No, uin atto di barbarie rimane un atto di barbarie. La legittima difesa non è mai un atto di barbarie ,”per la contradizion che no’l consente”.
Il linciaggio è un atto di barbarie, ma anche il linciaggio morale lo è. Togliere alla gente la ricchezza che si è guadagnata con il lavoro e con le idee è una forma sottile, ma non per questo meno cruenta di linciaggio. E quando non c’è altra via d’uscita che rendere il pan per focaccia, allora un atto di barbarie diventa semplicemente leggitima difesa.
Sono sempre triste dopo aver letto le cose che scrive Leonardo Facco perché mi rendo conto che sono davvero pochi quelli che riescono a comprenderne la verità e il buonsenso.
Almeno il buonsenso! Avesse questo popolo almeno quello…

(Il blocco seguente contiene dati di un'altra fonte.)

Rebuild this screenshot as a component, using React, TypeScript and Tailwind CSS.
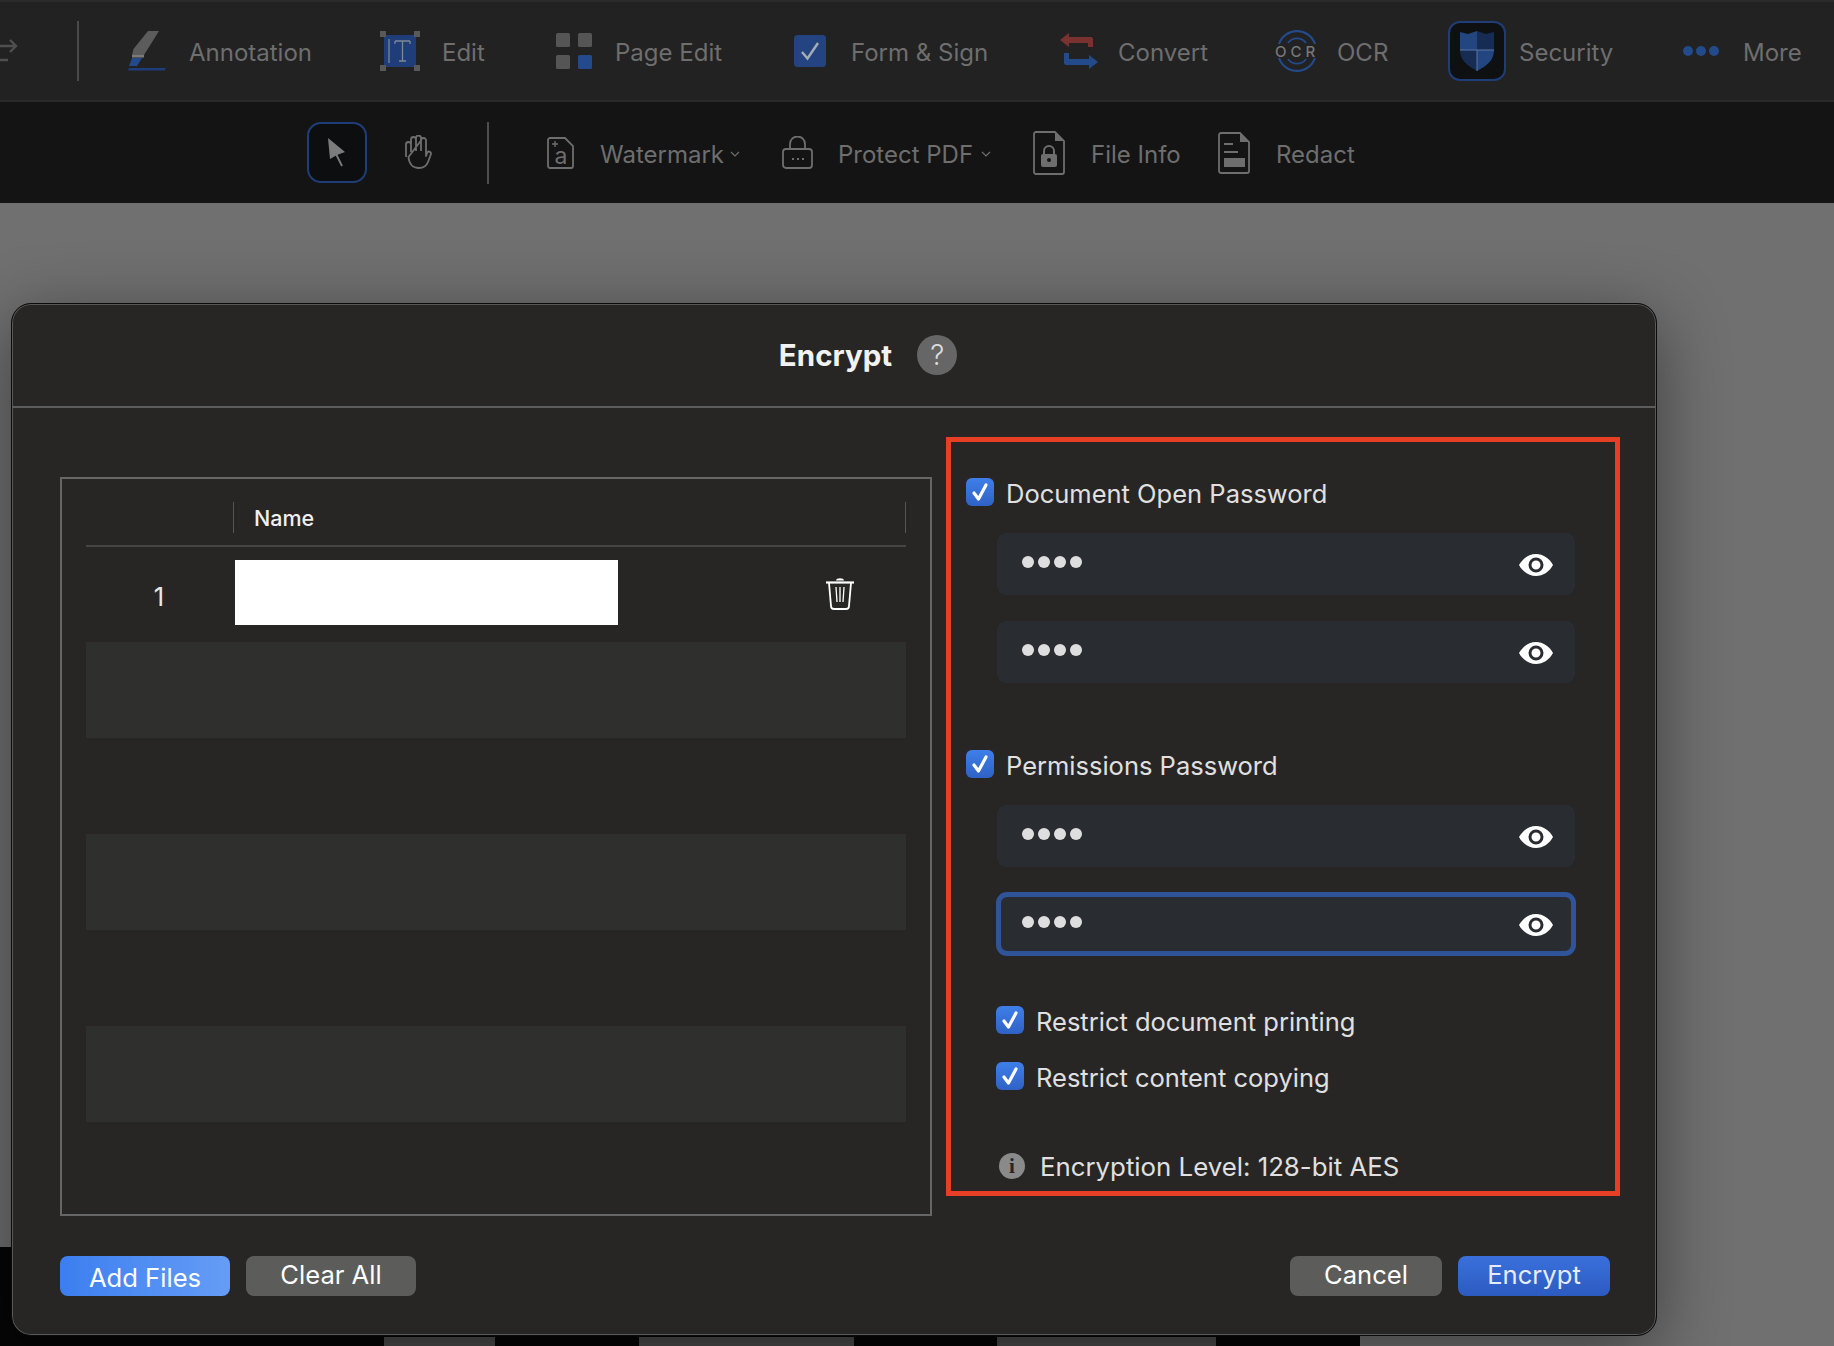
// Password dots + eye toggle
function PasswordField({ focused }: { focused?: boolean }) {
  const box = focused
    ? 'h-[64px] w-[580px] -ml-px border-[5px] border-[#2f5499] rounded-[11px] pl-[21px] pr-[19px]'
    : 'h-[62px] w-[578px] rounded-[9px] pl-[25px] pr-[23px]';
  return (
    <div className={`flex items-center justify-between bg-[#292c31] ${box}`}>
      <div className="flex gap-[4px] -mt-[4px]">
        {[0, 1, 2, 3].map((i) => (
          <span key={i} className="h-[12px] w-[12px] rounded-full bg-[#dedede]" />
        ))}
      </div>
      <svg width="34" height="22" viewBox="0 0 34 22" className="-mr-px mt-[2px]">
        <path d="M0 11C4 4 10 0 17 0s13 4 17 11c-4 7-10 11-17 11S4 18 0 11z" fill="#fff" />
        <circle cx="17" cy="11" r="6" fill="#fff" stroke="#292c31" strokeWidth="3" />
      </svg>
    </div>
  );
}

function CheckMark() {
  return (
    <span className="flex h-[28px] w-[28px] shrink-0 items-center justify-center rounded-[6px] bg-gradient-to-b from-[#3f7fe9] to-[#2f62c6]">
      <svg width="18" height="20" viewBox="0 0 18 20" fill="none">
        <path d="M3 11l4.500 6L15 3" stroke="#fff" strokeWidth="3.200" strokeLinecap="round" strokeLinejoin="round" />
      </svg>
    </span>
  );
}

function CheckRow({ label, className }: { label: string; className?: string }) {
  return (
    <div className={`flex h-[28px] items-center gap-[12px] ${className ?? ''}`}>
      <CheckMark />
      <span className="whitespace-nowrap pt-[4px] text-[25.5px] text-[#e0e0e0]">{label}</span>
    </div>
  );
}

function Label({ className, children }: { className: string; children: string }) {
  return <span className={`whitespace-nowrap pt-[4px] text-[24px] text-[#6e6e6e] ${className}`}>{children}</span>;
}

function Chevron({ className }: { className: string }) {
  return (
    <svg width="10" height="6" viewBox="0 0 10 6" fill="none" className={className}>
      <path d="M1 1l4 4 4-4" stroke="#6e6e6e" strokeWidth="1.200" />
    </svg>
  );
}

function TopBar() {
  return (
    <div className="flex h-[102px] items-center border-t-2 border-b-2 border-[#2a2a2a] bg-[#222222]">
      <svg width="18" height="24" viewBox="0 0 18 24" fill="none" className="shrink-0">
        <path d="M0 7h14M10 1l6 6-6 6M8 21H0" stroke="#505050" strokeWidth="2.400" />
      </svg>
      <div className="ml-[59px] h-[60px] w-[2px] bg-[#4a4a4a]" />

      <svg width="38" height="40" viewBox="0 0 38 40" className="ml-[49px] shrink-0">
        <path d="M20 0h11L16 24H4l1.500-6z" fill="#5c5c5c" />
        <path d="M4 24h12v2.500H4z" fill="#7a7a7a" />
        <path d="M4 27h10l-5 8H1z" fill="#234a8a" />
        <path d="M1 37h37l-1.500 2.500H0z" fill="#1f3d78" />
      </svg>
      <Label className="ml-[23px] w-[122px]">Annotation</Label>

      <svg width="40" height="40" viewBox="0 0 40 40" className="ml-[69px] shrink-0">
        <rect x="4" y="4" width="32" height="32" fill="#1f3d78" />
        {[[0, 0], [34, 0], [0, 34], [34, 34]].map(([x, y]) => (
          <rect key={`${x}-${y}`} x={x} y={y} width="6" height="6" fill="#595959" />
        ))}
        <path d="M9 8v24M15 10h15M15 10v3M30 10v3M22.500 10v20M19 30h7" stroke="#7d8798" strokeWidth="1.300" fill="none" />
      </svg>
      <Label className="ml-[22px] w-[43px]">Edit</Label>

      <svg width="36" height="36" viewBox="0 0 36 36" className="ml-[71px] shrink-0">
        <rect x="0" y="0" width="14" height="14" rx="1.500" fill="#555" />
        <rect x="22" y="0" width="14" height="14" rx="1.500" fill="#555" />
        <rect x="0" y="22" width="14" height="14" rx="1.500" fill="#555" />
        <rect x="22" y="22" width="14" height="14" rx="1.500" fill="#234a8a" />
      </svg>
      <Label className="ml-[23px] w-[106px]">Page Edit</Label>

      <svg width="32" height="32" viewBox="0 0 32 32" className="ml-[73px] shrink-0">
        <rect width="32" height="32" rx="3.500" fill="#234480" />
        <path d="M8 17l5.500 6.500L24 8" stroke="#a5adb8" strokeWidth="2.400" fill="none" />
      </svg>
      <Label className="ml-[25px] w-[138px]">Form &amp; Sign</Label>

      <svg width="38" height="36" viewBox="0 0 38 36" className="ml-[71px] shrink-0">
        <path d="M0 7l9-7v4h22a2 2 0 0 1 2 2v8h-5V10H9v4z" fill="#7a3230" />
        <path d="M4 20h5v6h20v-4l9 7-9 7v-4H6a2 2 0 0 1-2-2z" fill="#234a8a" />
      </svg>
      <Label className="ml-[20px] w-[88px]">Convert</Label>

      <svg width="40" height="40" viewBox="0 0 40 40" className="ml-[71px] shrink-0 overflow-visible">
        <path d="M2 13A19 19 0 0 1 38 13M2 27A19 19 0 0 0 38 27" stroke="#234a8a" strokeWidth="2.200" fill="none" />
        <path d="M11 12A11 11 0 0 1 29 12M11 28A11 11 0 0 0 29 28" stroke="#234a8a" strokeWidth="1.800" fill="none" />
        <text x="20" y="25.500" textAnchor="middle" fontSize="15" letterSpacing="4" fill="#777" fontWeight="500">OCR</text>
      </svg>
      <Label className="ml-[20px] w-[50px]">OCR</Label>

      <div className="ml-[61px] flex h-[60px] w-[58px] shrink-0 items-center justify-center rounded-[12px] border-2 border-[#1f3d78] bg-[#0e1011]">
        <svg width="36" height="40" viewBox="0 0 36 40">
          <path d="M1 1l8 2 9-3v19H1z" fill="#234680" />
          <path d="M18 0l9 3 8-2v18H18z" fill="#172c52" />
          <path d="M1 19h17v21C9 35 1 30 1 19z" fill="#172c52" />
          <path d="M18 19h17c0 11-8 16-17 21z" fill="#234680" />
          <path d="M1 19h34M18 19v21" stroke="#5a77a6" strokeWidth="1" />
        </svg>
      </div>
      <Label className="ml-[13px] w-[92px]">Security</Label>

      <div className="ml-[72px] flex w-[36px] shrink-0 justify-between">
        <span className="h-[10px] w-[10px] rounded-full bg-[#234a8a]" />
        <span className="h-[10px] w-[10px] rounded-full bg-[#234a8a]" />
        <span className="h-[10px] w-[10px] rounded-full bg-[#234a8a]" />
      </div>
      <Label className="ml-[24px] w-[56px]">More</Label>
    </div>
  );
}

function SubBar() {
  return (
    <div className="flex h-[101px] items-center bg-[#141414] pl-[307px]">
      <div className="flex h-[61px] w-[60px] shrink-0 items-center justify-center rounded-[14px] border-2 border-[#1f3d78] bg-[#0c0e0f]">
        <svg width="18" height="30" viewBox="0 0 18 30">
          <path d="M0 0l17 14-8 3-7 4z" fill="#7c7c7c" />
          <path d="M8 16l6 12" stroke="#7c7c7c" strokeWidth="1.800" />
        </svg>
      </div>
      <svg width="27" height="35" viewBox="0 0 27 35" fill="none" className="ml-[38px] shrink-0">
        <path
          d="M1 22V9.500a2.500 2.500 0 0 1 5 0V17M6 9.500V4.500a2.500 2.500 0 0 1 5 0V16M11 4.500V3a2.500 2.500 0 0 1 5 0V16M16 5.500a2.500 2.500 0 0 1 5 0V21l1.500-4a2.200 2.200 0 0 1 3.500 2l-3 8c-1.500 4-5 6-9 6-6 0-10-4-10.500-11z"
          stroke="#6e6e6e"
          strokeWidth="1.800"
          strokeLinejoin="round"
        />
      </svg>
      <div className="ml-[55px] h-[62px] w-[2px] shrink-0 bg-[#4f4f4f]" />

      <svg width="27" height="32" viewBox="0 0 27 32" fill="none" className="ml-[58px] shrink-0">
        <path d="M3 1h15l8 8v20a2 2 0 0 1-2 2H3a2 2 0 0 1-2-2V3a2 2 0 0 1 2-2z" stroke="#6e6e6e" strokeWidth="1.800" />
        <path d="M5 7h6M8 4v6" stroke="#6e6e6e" strokeWidth="1.400" />
        <text x="14" y="26.500" textAnchor="middle" fontSize="23" fill="#6e6e6e">a</text>
      </svg>
      <Label className="ml-[26px] w-[122px]">Watermark</Label>
      <Chevron className="ml-[8px] mt-[3px] shrink-0" />

      <svg width="31" height="33" viewBox="0 0 31 33" fill="none" className="ml-[42px] shrink-0">
        <path d="M8 13V8a7.500 7.500 0 0 1 15 0v5" stroke="#6e6e6e" strokeWidth="1.800" />
        <rect x="1" y="13" width="29" height="19" rx="3" stroke="#6e6e6e" strokeWidth="1.800" />
        <path d="M10 23h2M15 23h2M20 23h2" stroke="#6e6e6e" strokeWidth="2.200" />
      </svg>
      <Label className="ml-[25px] w-[135px]">Protect PDF</Label>
      <Chevron className="ml-[8px] mt-[3px] shrink-0" />

      <svg width="32" height="44" viewBox="0 0 32 44" fill="none" className="ml-[42px] shrink-0">
        <path d="M3 1h19l9 9v31a2 2 0 0 1-2 2H3a2 2 0 0 1-2-2V3a2 2 0 0 1 2-2z" stroke="#6e6e6e" strokeWidth="1.800" />
        <path d="M22 1v9h9z" fill="#6e6e6e" />
        <rect x="8" y="23" width="16" height="13" rx="2" fill="#6e6e6e" />
        <path d="M11 23v-3a5 5 0 0 1 10 0v3" stroke="#6e6e6e" strokeWidth="2" />
        <circle cx="16" cy="29" r="2" fill="#141414" />
      </svg>
      <Label className="ml-[26px] w-[88px]">File Info</Label>

      <svg width="32" height="42" viewBox="0 0 32 42" fill="none" className="ml-[39px] shrink-0">
        <path d="M3 1h19l9 9v29a2 2 0 0 1-2 2H3a2 2 0 0 1-2-2V3a2 2 0 0 1 2-2z" stroke="#6e6e6e" strokeWidth="1.800" />
        <path d="M22 1v9h9z" fill="#6e6e6e" />
        <path d="M6 12h9M6 20h14" stroke="#6e6e6e" strokeWidth="2" />
        <rect x="6" y="26" width="21" height="9" fill="#6e6e6e" />
      </svg>
      <Label className="ml-[26px] w-[78px]">Redact</Label>
    </div>
  );
}

function FileTable() {
  return (
    <div className="mt-[69px] h-[739px] w-[872px] shrink-0 border-2 border-[#666666] pl-[24px] pt-[23px]">
      <div className="flex h-[31px] w-[820px] items-center border-r border-[#555555]">
        <div className="ml-[147px] h-full w-px bg-[#555555]" />
        <span className="ml-[20px] pt-[2px] text-[21.5px] font-medium text-[#f0f0f0]">Name</span>
      </div>
      <div className="mt-[12px] h-[2px] w-[820px] bg-[#454545]" />
      <div className="flex h-[95px] w-[820px] items-start">
        <span className="mt-[31px] w-[146px] text-center text-[25.6px] text-[#e8e8e8]">1</span>
        <div className="ml-[3px] mt-[13px] h-[65px] w-[383px] bg-white" />
        <svg width="28" height="33" viewBox="0 0 28 33" fill="none" className="ml-[208px] mt-[30px]">
          <path d="M10 3.500c0-3 8-3 8 0z" fill="#fff" />
          <path d="M0 5.500h28" stroke="#fff" strokeWidth="2.200" />
          <path d="M3 6l2 23a3 3 0 0 0 3 3h12a3 3 0 0 0 3-3l2-23" stroke="#fff" strokeWidth="1.800" />
          <path d="M10 10l1 15M14 10v15M18 10l-1 15" stroke="#fff" strokeWidth="1.300" />
        </svg>
      </div>
      {[1, 2, 3, 4, 5].map((row) => (
        <div key={row} className={`h-[96px] w-[820px] ${row % 2 === 1 ? 'bg-[#2f2f2e]' : ''}`} />
      ))}
    </div>
  );
}

function SecurityPanel() {
  return (
    <div className="ml-[14px] mt-[29px] flex h-[759px] w-[674px] shrink-0 flex-col border-[5px] border-[#e63f24] pl-[15px] pt-[36px]">
      <CheckRow label="Document Open Password" />
      <div className="ml-[31px] mt-[27px]">
        <PasswordField />
      </div>
      <div className="ml-[31px] mt-[26px]">
        <PasswordField />
      </div>
      <CheckRow label="Permissions Password" className="mt-[67px]" />
      <div className="ml-[31px] mt-[27px]">
        <PasswordField />
      </div>
      <div className="ml-[31px] mt-[25px]">
        <PasswordField focused />
      </div>
      <CheckRow label="Restrict document printing" className="ml-[30px] mt-[50px]" />
      <CheckRow label="Restrict content copying" className="ml-[30px] mt-[28px]" />
      <div className="ml-[33px] mt-[63px] flex h-[26px] items-center gap-[15px]">
        <span className="flex h-[26px] w-[26px] items-center justify-center rounded-full bg-[#8a8a8a] [font-family:'Liberation_Serif',serif] text-[21px] font-bold leading-none text-[#272625]">
          i
        </span>
        <span className="whitespace-nowrap pt-[3px] text-[25.8px] text-[#e0e0e0]">Encryption Level: 128-bit AES</span>
      </div>
    </div>
  );
}

export default function App() {
  return (
    <div className="relative flex h-[1346px] w-[1834px] flex-col overflow-hidden bg-[#707070] [font-family:Inter,sans-serif]">
      <TopBar />
      <SubBar />
      <div className="flex-1" />

      {/* dark page strip peeking out under the dialog */}
      <div className="flex h-[99px] w-[1360px] items-end bg-[#060606]">
        <div className="ml-[384px] h-[9px] w-[111px] bg-[#4b4b4b]" />
        <div className="ml-[144px] h-[9px] w-[215px] bg-[#4b4b4b]" />
        <div className="ml-[143px] h-[9px] w-[219px] bg-[#4b4b4b]" />
      </div>

      {/* Encrypt dialog */}
      <div className="absolute left-[11px] top-[303px] flex h-[1033px] w-[1646px] flex-col rounded-[20px] border border-[#0a0a0a] bg-[#272625] shadow-[0_16px_70px_rgba(0,0,0,0.45),inset_0_0_0_1px_#585858]">
        <div className="flex h-[104px] shrink-0 items-center justify-center border-b-2 border-[#5c5c5c] pl-[68px]">
          <span className="text-[29.5px] font-bold text-[#f2f2f2]">Encrypt</span>
          <span className="ml-[25px] flex h-[40px] w-[40px] items-center justify-center rounded-full bg-[#666666] text-[28px] font-light text-[#dddddd]">
            ?
          </span>
        </div>

        <div className="flex h-[848px] shrink-0 items-start pl-[48px]">
          <FileTable />
          <SecurityPanel />
        </div>

        <div className="flex h-[40px] shrink-0 items-center pl-[48px] pr-[46px] text-[25.6px] text-white">
          <button className="h-[40px] w-[170px] rounded-[8px] bg-gradient-to-r from-[#3c7ef0] to-[#659df6] pt-[3px]">
            Add Files
          </button>
          <button className="ml-[16px] h-[40px] w-[170px] rounded-[8px] bg-[#5c5c5b] pb-[1px]">Clear All</button>
          <button className="ml-auto h-[40px] w-[152px] rounded-[8px] bg-[#5c5c5b] pb-[1px]">Cancel</button>
          <button className="ml-[16px] h-[40px] w-[152px] rounded-[8px] bg-gradient-to-b from-[#3a70dc] to-[#2c5bc0] pb-[1px] text-[#e6ecfa]">
            Encrypt
          </button>
        </div>
      </div>
    </div>
  );
}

Sia lode a Leonardo Sciascia, uomo di alta levatura intellettuale e finissimo scrittore:Il quale però, in uno scritto che ora non ho sotto mano, deprecando la rivolta di Milano dell’aprile 1814 non risparmia i suoi elogi al Prina, riconoscendo in lui l’integerrimo servitore dello Stato che finalmente cerca di far pagare le tasse a chi di dovere. E’ evidente che un libertario non può che essere in disaccordo con tale opinione; ma credo debba anche ritener opportuno di deprecare, sotto l’aspetto morale, ogni forma di violenza, prima fra tutte il linciaggio, pur potendone riconoscere le motivazioni sul piano psicologico e sociologico in determinate circostanze storiche.. La nostra bandiera dev’essere quella della non violenza e della disobbedienza civile;la quale ultima,se perseguita con tenacia secondo programmi ben preparati e ben diretti, può avere esiti più felici d’uno scoppio di rabbia cruenta,come quella che divampò a Milano dopo la caduta Napoleone(pare tra l’altro che Manzoni, spettatore atterrito e angosciato di quell’orrore, ne abbia tenuto conto per la descrizione della rivolta di San Martino nei “Promessi Sposi”). Ecco perché le parole su riportate di Miglio mon mi piacciono. Il linciaggio non è mai giustizia,è solo barbarie. Se non prendiamo le distanze da certi giudizi, rischiamo di imparentare,nostro malgrado, l’aristocrazia del pensiero libertario(che con l’esaltazione della”massa” non ha nulla che fare) con la feccia del peggior populismo.